Cold

***

Reviewed by: Jennie Kermode

Cold
"Erlingur Thoroddsen has done a fairly good job of cramming in an expansive and complicated story with very little compromise."

With a small film industry, Iceland has taken its time to catch on to the Scandinoir trend – though not actually in Scandinavia, it has a similar climate and closely related culture – but it has punched well above its weight when it comes to books in the genre. Cold is based on the hit novel Kuldi (translated into English as The Undesired) by Yrsa Sigurðardóttir, and although it has a few shortcomings, it’s a good introduction for those with an appetite for such tales.

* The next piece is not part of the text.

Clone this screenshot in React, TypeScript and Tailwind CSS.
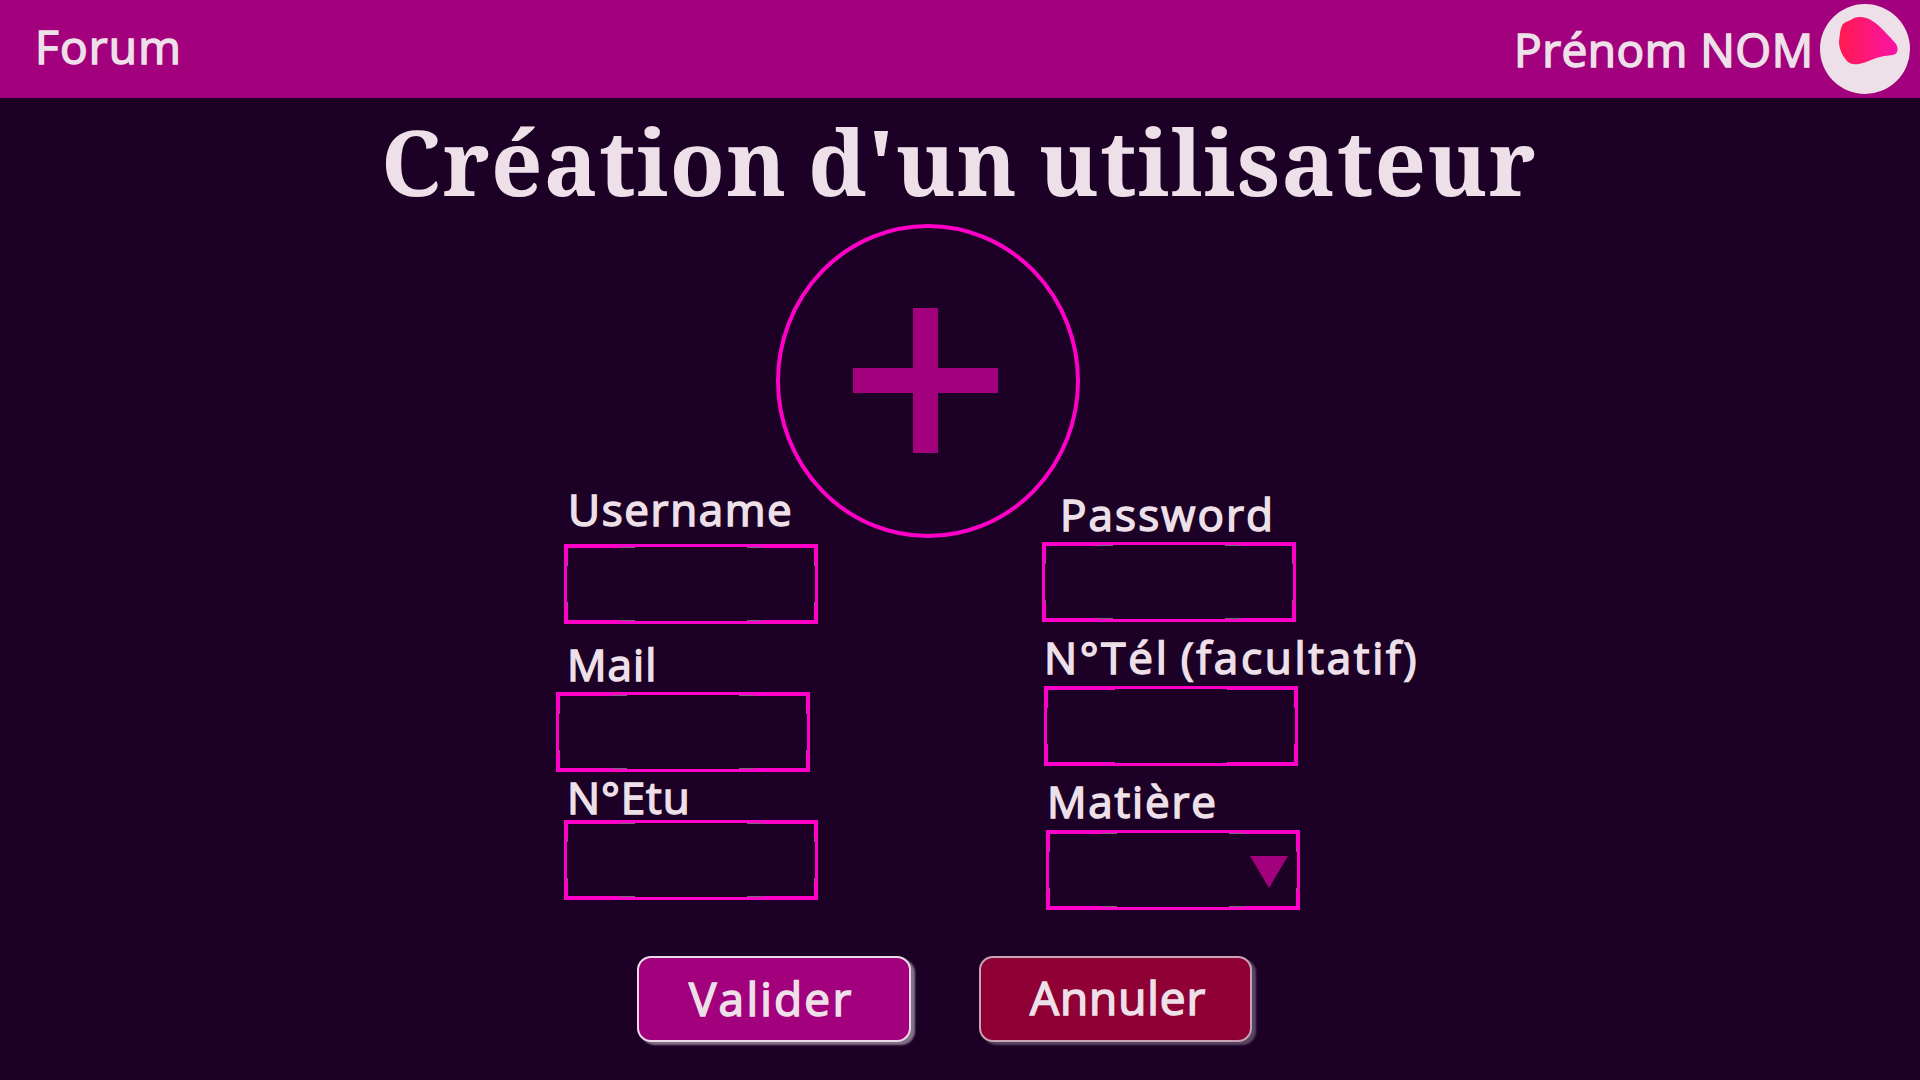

The standard advice when adapting a book to film is to strip out the subplots as much as possible. Short stories and novellas tend to be a better fit for a two hour runtime. Here, however, Erlingur Thoroddsen has done a fairly good job of cramming in an expansive and complicated story with very little compromise. This makes it possible for him to address the several different psychological and social themes in the novel, ranging from bereavement and mental illness to criticism of the children’s home system which has been coming under scrutiny in more and more countries in recent years, generally for the same distressing reasons.

Copy picture

When it opens, father Óðinn (Jóhannes Haukur Jóhannesson) and daughter Rún (Ólöf Halla Jóhannesdóttir) are still reeling after the death of the latter’s mother, whose own mother has lingering doubts about the circumstances surrounding her death. Rún is getting into trouble at school and Óðinn is struggling to strike the right balance between protectiveness and discipline. He’s also making a shaky return to his work as a cold case detective, not helped by the fact that the first case to land on his desk involves child murder. As he investigates, the unhappy girl investigates her late mother’s belongings and uncovers a story which just might lead her to the same place.

Alongside all this, there are other elements of mystery. Why is Rún’s grandmother so worried about her? What is the mysterious ‘shadow’ that seems to haunt all the women in the family? Several additional mysteries append themselves to the children’s home. Past and present seem woven together in ways that bode ill for all concerned.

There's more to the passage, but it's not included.